TO DO: Gather, from the listing beneath this task, every line holding the string "React".

DATA SEGMENT:

══════════════════════════════

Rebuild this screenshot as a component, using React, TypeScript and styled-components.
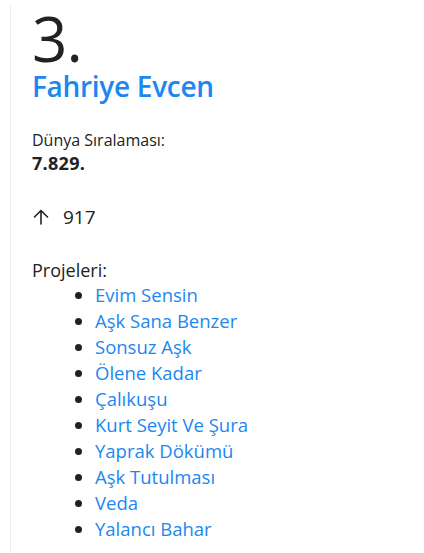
import React from "react";
import styled, { createGlobalStyle } from "styled-components";

const Global = createGlobalStyle`
  html, body { margin: 0; padding: 0; background: #fff; }
  body { font-family: "Open Sans", "Noto Sans", sans-serif; color: #222; }
`;

const Page = styled.div`
  padding-left: 10px;
  height: 553px;
  overflow: hidden;
`;

const Card = styled.div`
  border-left: 1px solid #ececec;
  padding: 0 0 0 21px;
  min-height: 553px;
`;

const Rank = styled.div`
  font-size: 62px;
  line-height: 66px;
  font-weight: 400;
  color: #222;
  margin-top: 5px;
  letter-spacing: -1px;
`;

const Name = styled.h2`
  margin: 0;
  font-size: 28px;
  font-weight: 600;
  color: #1a88f0;
  letter-spacing: -0.3px;
  line-height: 30px;
`;

const Label = styled.div`
  margin-top: 30px;
  font-size: 16px;
  line-height: 18px;
`;

const Value = styled.div`
  margin-top: 3px;
  font-size: 18px;
  font-weight: 700;
  line-height: 22px;
  letter-spacing: 0.3px;
`;

const Trend = styled.div`
  margin-top: 31px;
  display: flex;
  align-items: center;
  gap: 13px;
  font-size: 19px;
  line-height: 24px;
`;

const Heading = styled.div`
  margin-top: 29px;
  font-size: 18px;
  line-height: 24px;
`;

const List = styled.ul`
  margin: 0;
  padding-left: 63px;
  font-size: 18.5px;
  line-height: 26px;
  li::marker { color: #222; }
`;

const Link = styled.a`
  color: #1a88f0;
  text-decoration: none;
`;

const projects = [
  "Evim Sensin",
  "Aşk Sana Benzer",
  "Sonsuz Aşk",
  "Ölene Kadar",
  "Çalıkuşu",
  "Kurt Seyit Ve Şura",
  "Yaprak Dökümü",
  "Aşk Tutulması",
  "Veda",
  "Yalancı Bahar",
];

export default function App() {
  return (
    <>
      <Global />
      <Page>
        <Card>
          <Rank>3.</Rank>
          <Name>Fahriye Evcen</Name>
          <Label>Dünya Sıralaması:</Label>
          <Value>7.829.</Value>
          <Trend>
            <svg width="18" height="18" viewBox="0 0 18 18" fill="none" stroke="#222" strokeWidth="1.6" strokeLinecap="round" strokeLinejoin="round">
              <path d="M9 16V2.5M2.5 9L9 2.5L15.5 9" />
            </svg>
            <span>917</span>
          </Trend>
          <Heading>Projeleri:</Heading>
          <List>
            {projects.map((p) => (
              <li key={p}>
                <Link href="#">{p}</Link>
              </li>
            ))}
          </List>
        </Card>
      </Page>
    </>
  );
}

══════════════════════════════

ANSWER TO THIS EXERCISE:
Rebuild this screenshot as a component, using React, TypeScript and styled-components.
import React from "react";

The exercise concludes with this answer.